Friday, June 17, 2016

56: Flathead Lake

My post today is dedicated to my family - the members of the inimitable BehrensClan - and most especially to the charter members:  my parents Mary and Bob Behrens (sometimes known collectively as Marbo), my brother Greg, and my sisters Becky and Melinda.

When I was in junior high or thereabouts, we had a little trailer and we took these long family vacations. When I say little trailer, I mean it - I think it was thirteen feet long. Now, you will say, "no way! Six people could not have stayed in a trailer that small."  But we did.  It had one pull out bed for two in the back, with another above, and then about five feet of floor space in front of the pump sink and little stove, and then a table that created a single bed.  So add that up, and I think it's about 13 feet.

Dad had constructed a canvas sling cot that could be pulled out over the small table bed, so usually Greg slept below, Melinda was on the cot, Mom and Dad had the bed at the back and Becky and I would share the bed above them. I do recall that the upper bunk HAD to be two of us girls, because Greg's shoulders were too wide to allow him to get up there and clear the roof!

Anyway, for a period of three or four years, we took these long vacations around the US. One year we went to Colorado and other parts west; the next year we went to Florida. And then we did the trip of trips - the vacation to end all vacations, really - and took that little trailer all the way to the Columbian ice fields of Canada. I think our trip was about five weeks long. The time we spent traveling with that little trailer were among the most memorable times of my life. I believe that my love of the outdoors and ardent conservationist nature stem from those days, and I am so grateful that we had a chance to see and experience so much of our beautiful nation in our travels.
Flathead Lake, from east side

Well, five weeks is a very long time for four teenagers to spend so close together, but we did okay. Of course we squabbled about who got to sit where, and Becky, who was old enough to be in a relationship, was pining away for her boyfriend. It was tough on her to miss so much of the summer when she really wanted to be back home with him. I recall that things finally came to a head (maybe in Yellowstone National Park?) when Mom declared she was going to take Becky to the airport and send her home to Grandma if she didn't get over it. (Now, I realize that some folks might remember all this a bit differently, but it's my blog, so I get to tell the story my way!)
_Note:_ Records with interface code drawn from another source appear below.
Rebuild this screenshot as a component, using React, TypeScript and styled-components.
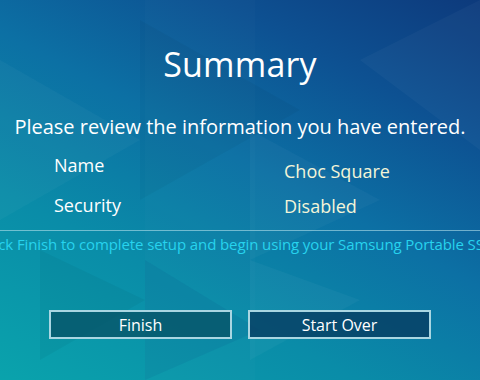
import React from "react";
import styled, { createGlobalStyle } from "styled-components";

const Global = createGlobalStyle`
  html, body { margin: 0; padding: 0; }
  body { width: 480px; height: 380px; overflow: hidden; }
`;

const Screen = styled.div`
  position: relative;
  width: 480px;
  height: 380px;
  overflow: hidden;
  background: linear-gradient(28deg, #0aa3ac 0%, #0a8ca8 30%, #0c70a4 55%, #0d5192 78%, #0d3a7c 100%);
  font-family: "Open Sans", "Noto Sans", sans-serif;
  color: #ffffff;
`;

const Pattern = styled.svg`
  position: absolute;
  inset: 0;
  pointer-events: none;
`;

const Content = styled.div`
  position: relative;
  display: flex;
  flex-direction: column;
  align-items: center;
  padding-top: 40px;
`;

const Title = styled.h1`
  margin: 0;
  font-size: 34px;
  font-weight: 400;
  line-height: 48px;
  letter-spacing: 0.2px;
`;

const Subtitle = styled.p`
  margin: 26px 0 0;
  font-size: 20px;
  line-height: 26px;
  white-space: nowrap;
`;

const Table = styled.div`
  align-self: stretch;
  display: grid;
  grid-template-columns: 230px 1fr;
  padding-left: 54px;
  margin-top: 13px;
  row-gap: 16px;
`;

const Label = styled.div`
  font-size: 18px;
  line-height: 24px;
`;

const Value = styled.div<{ $shift?: number }>`
  font-size: 18px;
  line-height: 24px;
  color: #f3f5d8;
  transform: translateY(${(p) => p.$shift ?? 0}px);
`;

const Divider = styled.div`
  align-self: stretch;
  height: 1px;
  margin-top: 13px;
  background: rgba(180, 225, 235, 0.6);
`;

const Note = styled.p`
  margin: 3px 0 0;
  font-size: 15px;
  line-height: 20px;
  letter-spacing: -0.1px;
  color: #27d3ee;
  white-space: nowrap;
`;

const Buttons = styled.div`
  display: flex;
  gap: 16px;
  margin-top: 56px;
`;

const Button = styled.button<{ $bg: string }>`
  width: 183px;
  height: 29px;
  box-sizing: border-box;
  border: 2px solid #a9d6e2;
  background: ${(p) => p.$bg};
  color: #ffffff;
  font-family: "Open Sans", "Noto Sans", sans-serif;
  font-size: 16px;
  line-height: 22px;
  padding: 0;
`;

export default function App() {
  return (
    <>
      <Global />
      <Screen>
        <Pattern width="480" height="380" viewBox="0 0 480 380">
          <polygon points="0,60 140,140 0,220" fill="rgba(255,255,255,0.03)" />
          <polygon points="140,20 300,110 140,200" fill="rgba(0,0,0,0.035)" />
          <polygon points="40,250 145,300 40,360" fill="rgba(0,0,0,0.04)" />
          <polygon points="145,260 260,330 145,380" fill="rgba(0,40,120,0.08)" />
          <polygon points="250,260 360,300 250,360" fill="rgba(255,255,255,0.035)" />
          <polygon points="360,60 480,0 480,150" fill="rgba(255,255,255,0.03)" />
          <polygon points="250,130 380,200 250,260" fill="rgba(255,255,255,0.03)" />
          <rect x="145" y="0" width="110" height="380" fill="rgba(255,255,255,0.015)" />
        </Pattern>
        <Content>
          <Title>Summary</Title>
          <Subtitle>Please review the information you have entered.</Subtitle>
          <Table>
            <Label>Name</Label>
            <Value $shift={6}>Choc Square</Value>
            <Label>Security</Label>
            <Value $shift={1}>Disabled</Value>
          </Table>
          <Divider />
          <Note>Click Finish to complete setup and begin using your Samsung Portable SSD.</Note>
          <Buttons>
            <Button $bg="rgba(6, 84, 104, 0.8)">Finish</Button>
            <Button $bg="rgba(6, 60, 98, 0.8)">Start Over</Button>
          </Buttons>
        </Content>
      </Screen>
    </>
  );
}
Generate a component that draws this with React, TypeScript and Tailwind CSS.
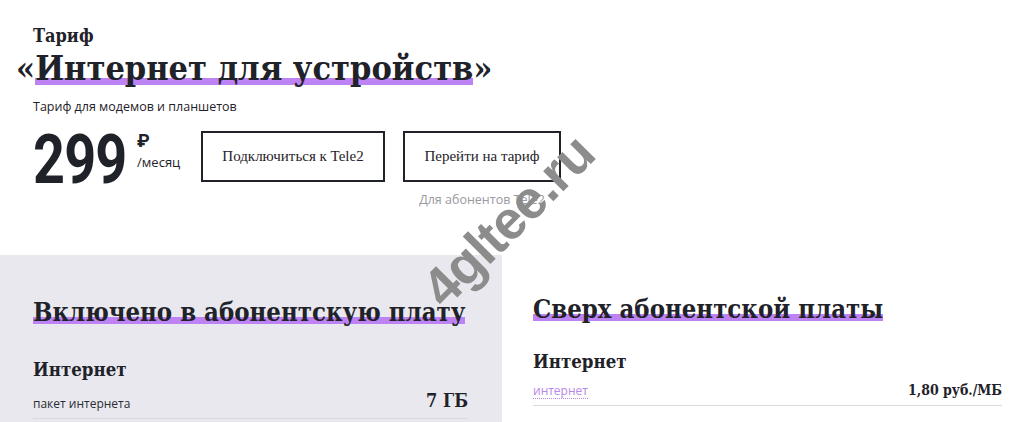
import React from 'react';

const serif = "font-['DejaVu_Serif_Condensed','DejaVu_Serif',serif] [font-stretch:condensed]";
const plainSerif = "font-['Liberation_Serif',serif]";
const sans = "font-['Open_Sans',sans-serif]";

function Marked({ children }: { children: React.ReactNode }) {
  return (
    <span className="bg-[linear-gradient(to_top,transparent_0,transparent_3px,#bd83f4_3px,#bd83f4_10px,transparent_10px)]">
      {children}
    </span>
  );
}

function Row({ label, value, link }: { label: string; value: string; link?: boolean }) {
  return (
    <div className="flex items-end justify-between border-b border-[#d9d9df] pb-[4px]">
      {link ? (
        <span className={`${sans} text-[12px] text-[#b887e8] border-b border-dotted border-[#b887e8] leading-[14px] mb-[2px]`}>{label}</span>
      ) : (
        <span className={`${sans} text-[12px] text-[#2a2c33] mb-[1px]`}>{label}</span>
      )}
      <span className={`${serif} text-[#1f2229] ${link ? 'text-[14px] font-semibold' : 'text-[18px] font-bold'}`}>{value}</span>
    </div>
  );
}

export default function App() {
  return (
    <div className="relative w-[1024px] h-[422px] overflow-hidden bg-white text-[#1f2229]">
      {/* tariff header */}
      <div className="pl-[33px] pt-[24px]">
        <div className={`${serif} font-bold text-[18px] leading-[24px]`}>Тариф</div>
        <h1 className={`${serif} font-bold text-[34px] leading-[40px] -ml-[17px]`}>
          «<Marked>Интернет для устройств</Marked>»
        </h1>
        <p className={`${sans} text-[12.5px] mt-[11px] leading-[16px]`}>Тариф для модемов и планшетов</p>

        <div className="flex items-start mt-[16px]">
          <div className="flex items-start w-[168px]">
            <span className="font-['Roboto',sans-serif] font-bold text-[68px] leading-[58px] inline-block scale-x-[0.82] origin-left tracking-[-1px]">299</span>
            <div className="-ml-[10px] flex flex-col">
              <span className="font-['Roboto',sans-serif] font-bold text-[18px] leading-[20px]">₽</span>
              <span className={`${sans} text-[13px] leading-[16px] mt-[3px]`}>/месяц</span>
            </div>
          </div>
          <button className={`${plainSerif} w-[184px] h-[51px] border-2 border-[#1f2229] text-[15px]`}>
            Подключиться к Tele2
          </button>
          <div className="ml-[18px] flex flex-col items-center w-[158px]">
            <button className={`${plainSerif} w-[158px] h-[51px] border-2 border-[#1f2229] text-[15px]`}>
              Перейти на тариф
            </button>
            <span className={`${sans} text-[12.5px] text-[#9a9aa0] mt-[9px]`}>Для абонентов Tele2</span>
          </div>
        </div>
      </div>

      {/* included / extra */}
      <div className="grid grid-cols-[502px_1fr] mt-[45px]">
        <div className="bg-[#e8e8ee] h-[167px] pl-[33px] pr-[34px] pt-[40px]">
          <h2 className={`${serif} font-bold text-[25.5px] leading-[34px] whitespace-nowrap`}>
            <Marked>Включено в абонентскую плату</Marked>
          </h2>
          <h3 className={`${serif} font-bold text-[18.5px] leading-[24px] mt-[29px]`}>Интернет</h3>
          <div className="mt-[5px]">
            <Row label="пакет интернета" value="7 ГБ" />
          </div>
        </div>
        <div className="pl-[31px] pr-[22px] pt-[37px]">
          <h2 className={`${serif} font-bold text-[25.5px] leading-[34px] whitespace-nowrap`}>
            <Marked>Сверх абонентской платы</Marked>
          </h2>
          <h3 className={`${serif} font-bold text-[18.5px] leading-[24px] mt-[24px]`}>Интернет</h3>
          <div className="mt-[6px]">
            <Row label="интернет" value="1,80 руб./МБ" link />
          </div>
        </div>
      </div>

      {/* watermark */}
      <div className="absolute left-[400px] top-[180px] -rotate-[45deg] origin-center pointer-events-none">
        <span className="font-['Liberation_Sans',sans-serif] font-bold text-[54px] text-[#8c8c8c] tracking-[-1px]">4gltee.ru</span>
      </div>
    </div>
  );
}
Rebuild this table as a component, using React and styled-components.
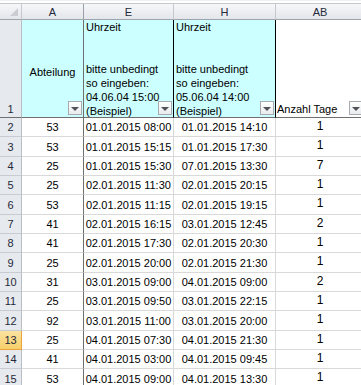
import React from "react";
import styled, { createGlobalStyle, css } from "styled-components";

const GlobalStyle = createGlobalStyle`
  html, body {
    margin: 0;
    padding: 0;
    background: #ffffff;
  }
  body {
    font-family: "Liberation Sans", Arial, sans-serif;
    font-size: 11px;
    color: #000;
  }
`;

// AB runs past the right edge of the window, like the screenshot
const COLS = "22px 62px 90px 102px 89px";

const Sheet = styled.div`
  width: 361px;
  height: 385px;
  overflow: hidden;
  background: #fff;
`;

const TopStrip = styled.div`
  width: 365px;
  height: 2px;
  background: #ffffff;
  border-bottom: 1px solid #c6cacf;
  border-top: 1px solid #eef0f2;
`;

const HeaderRow = styled.div`
  display: grid;
  grid-template-columns: ${COLS};
  height: 16px;
`;

const ColHead = styled.div`
  display: flex;
  align-items: center;
  justify-content: center;
  background: linear-gradient(#f6f7f9, #e3e6ea);
  border-right: 1px solid ${(p) => (p.$dark ? "#9aa0a8" : "#c5c9cf")};
  border-bottom: 1px solid #9ea4ac;
  color: #1f2a3a;
  font-size: 11px;
  box-sizing: border-box;
  position: relative;
`;

const CornerTriangle = styled.div`
  position: absolute;
  right: 3px;
  bottom: 3px;
  width: 0;
  height: 0;
  border-left: 8px solid transparent;
  border-bottom: 8px solid #c9cdd2;
`;

const Row = styled.div`
  display: grid;
  grid-template-columns: ${COLS};
  height: ${(p) => p.$h}px;
`;

const RowHead = styled.div`
  display: flex;
  align-items: ${(p) => (p.$bottom ? "flex-end" : "center")};
  justify-content: center;
  box-sizing: border-box;
  background: ${(p) =>
    p.$active ? "linear-gradient(#fbe3a1, #f7cf6b)" : "#e6e9ed"};
  border-right: 1px solid ${(p) => (p.$active ? "#eba23b" : "#b9bec5")};
  border-bottom: 1px solid ${(p) =>
    p.$freeze ? "#6f6f6f" : p.$active ? "#eba23b" : "#c8ccd2"};
  color: #1f2a3a;
  padding-bottom: ${(p) => (p.$bottom ? "1px" : "0")};
  line-height: 14px;
`;

const Cell = styled.div`
  position: relative;
  box-sizing: border-box;
  display: flex;
  overflow: hidden;
  white-space: pre;
  line-height: 14px;
  background: ${(p) => (p.$cyan ? "#ccffff" : "#ffffff")};
  border-right: 1px solid ${(p) => p.$right || "#d9d9d9"};
  border-bottom: 1px solid ${(p) => (p.$freeze ? "#6f6f6f" : "#d9d9d9")};
  ${(p) =>
    p.$align === "center" &&
    css`
      justify-content: center;
      align-items: center;
    `}
  ${(p) =>
    p.$align === "top" &&
    css`
      justify-content: flex-start;
      align-items: flex-start;
      padding-left: 2px;
    `}
  ${(p) =>
    p.$align === "bottom" &&
    css`
      justify-content: flex-start;
      align-items: flex-end;
      padding-left: 1px;
      padding-bottom: 1px;
    `}
  ${(p) =>
    p.$align === "raised" &&
    css`
      justify-content: center;
      align-items: flex-start;
      padding-top: 1px;
      font-size: 12px;
    `}
`;

const HeadText = styled.span`
  padding-top: ${(p) => p.$pt || 0}px;
`;

const FilterButton = styled.div`
  position: absolute;
  right: 1px;
  bottom: 2px;
  width: 14px;
  height: 14px;
  box-sizing: border-box;
  border: 1px solid #a7abb0;
  background: linear-gradient(#ffffff, #e9ebee);
  display: flex;
  align-items: center;
  justify-content: center;

  &::after {
    content: "";
    width: 0;
    height: 0;
    margin-top: 1px;
    border-left: 4px solid transparent;
    border-right: 4px solid transparent;
    border-top: 4px solid #505458;
  }
`;

const data = [
  [2, "53", "01.01.2015 08:00", "01.01.2015 14:10", "1"],
  [3, "53", "01.01.2015 15:15", "01.01.2015 17:30", "1"],
  [4, "25", "01.01.2015 15:30", "07.01.2015 13:30", "7"],
  [5, "25", "02.01.2015 11:30", "02.01.2015 20:15", "1"],
  [6, "53", "02.01.2015 11:15", "02.01.2015 19:15", "1"],
  [7, "41", "02.01.2015 16:15", "03.01.2015 12:45", "2"],
  [8, "41", "02.01.2015 17:30", "02.01.2015 20:30", "1"],
  [9, "25", "02.01.2015 20:00", "02.01.2015 21:30", "1"],
  [10, "31", "03.01.2015 09:00", "04.01.2015 09:00", "2"],
  [11, "25", "03.01.2015 09:50", "03.01.2015 22:15", "1"],
  [12, "92", "03.01.2015 11:00", "03.01.2015 20:00", "1"],
  [13, "25", "04.01.2015 07:30", "04.01.2015 21:30", "1"],
  [14, "41", "04.01.2015 03:00", "04.01.2015 09:45", "1"],
  [15, "53", "04.01.2015 09:00", "04.01.2015 13:30", "1"],
];

const header = (d) =>
  `Uhrzeit\n\n\nbitte unbedingt\nso eingeben:\n${d}\n(Beispiel)`;

// rows are ~19.33px tall at this zoom level: 19, 20, 19, 19, 20, ...
const rowHeight = (i) => (i % 3 === 1 ? 20 : 19);

const App = () => {
  return (
    <>
      <GlobalStyle />
      <Sheet>
        <TopStrip />
        <HeaderRow>
          <ColHead>
            <CornerTriangle />
          </ColHead>
          <ColHead $dark>A</ColHead>
          <ColHead>E</ColHead>
          <ColHead>H</ColHead>
          <ColHead>AB</ColHead>
        </HeaderRow>

        <Row $h={98}>
          <RowHead $bottom $freeze>
            1
          </RowHead>
          <Cell $cyan $align="center" $right="#6f6f6f" $freeze>
            <HeadText $pt={6}>Abteilung</HeadText>
            <FilterButton />
          </Cell>
          <Cell $cyan $align="top" $right="#000000" $freeze>
            {header("04.06.04 15:00")}
            <FilterButton />
          </Cell>
          <Cell $cyan $align="top" $right="#000000" $freeze>
            {header("05.06.04 14:00")}
            <FilterButton />
          </Cell>
          <Cell $align="bottom" $freeze>
            Anzahl Tage
            <FilterButton />
          </Cell>
        </Row>

        {data.map(([n, a, e, h, ab], i) => (
          <Row key={n} $h={rowHeight(i)}>
            <RowHead $active={n === 13}>{n}</RowHead>
            <Cell $align="center" $right="#6f6f6f">
              {a}
            </Cell>
            <Cell $align="center">{e}</Cell>
            <Cell $align="center">{h}</Cell>
            <Cell $align="raised">{ab}</Cell>
          </Row>
        ))}
      </Sheet>
    </>
  );
};

export default App;
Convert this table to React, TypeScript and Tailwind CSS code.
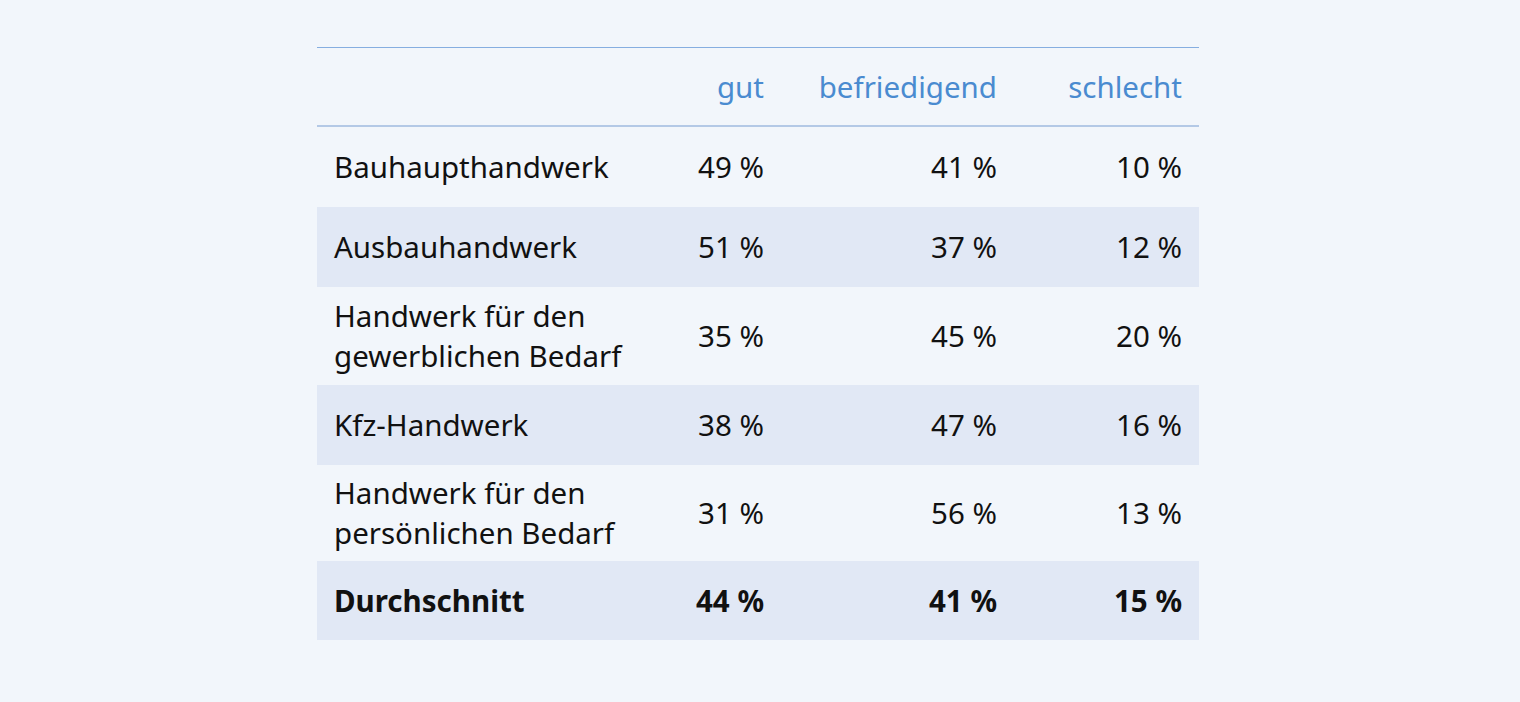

On this trip of trips, we visited the national parks - Yellowstone, Grand Teton, Glacier - and we stayed one night on the shore of Flathead Lake. Now, it's said that you can't go home again, and perhaps that's true. But you can revisit the places of your youth, and when you see them again through older eyes, they may actually reveal more than you saw the first time.

So it is that as we planned our trip, and considered going up to Glacier, I was excited about being here near Flathead Lake. Memories of our prior visit have been swirling in my mind for weeks, and seeing the lake today as we rode down Hwy 35 was very special.

So many years ago, we had a great camp site right on the lake shore. After dinner, Greg got his guitar from the trailer, and entertained us with little ditties named for each of us that he composed on the spot. Dad showed us how to skip stones (the shoreline was littered with hundreds of perfect skipping stones) and we waded in the water, laughed, played and watched the sun set on the lake. And watched the sun set. And watched the sun set. It was a FOREVER sunset, becoming more beautiful moment by moment.

After some long while, Mom said we'd probably better take care of the dishes, and she went into the trailer to get the dishpan. She came out a moment later exclaiming, "it's eleven o'clock!" We couldn't believe it. How could the sunset have lasted so long?  How long had we been playing on the beach? We put our things away and got ready for bed, marveling at the light still in the sky.

Whether by virtue of our proximity to the western edge of the time zone, or our latitude, or the time of year, or perhaps just the wide-openness of the Montana skies over the lake, we had landed on the longest day we'd ever experienced. Or maybe it was some miracle of the earth and sky, lining up to grant us all one perfectly perfect experience to remember forever. I don't know how it happened, but I know that the moment was etched on my heart, and the passage of time has done nothing to diminish its splendor, or my wonder at the beauty and the joy of that time we spent together.

So, brother and sisters, Mom and Dad - I hope that you also remember that time with joy and wonder. This is truly a beautiful place, but I believe it is not the natural wonders here that created that moment for us. It was, and is, the love we have for one another.

To all the rest of the clan, those who have been born into it, and those who choose to join it through marriage, I offer a hope that the times we spend together are giving you a chance to make memories like mine that will sustain you always. We are so lucky to have each other.

I love you,


The day's report: Kalispell to Polson, 53.8 miles/2669 to date

1 comment:

  1. And other part of the story........ Dad can fix..... I believe the water pump of the Chrysler New Yorker went bad in Missoula, which took a few hours for Honest Abe Auto Repair to fix. I was old enough to drive and that machine was a big horse. With reverb on the back (mono) radio speaker. We were styling. Thanks sis.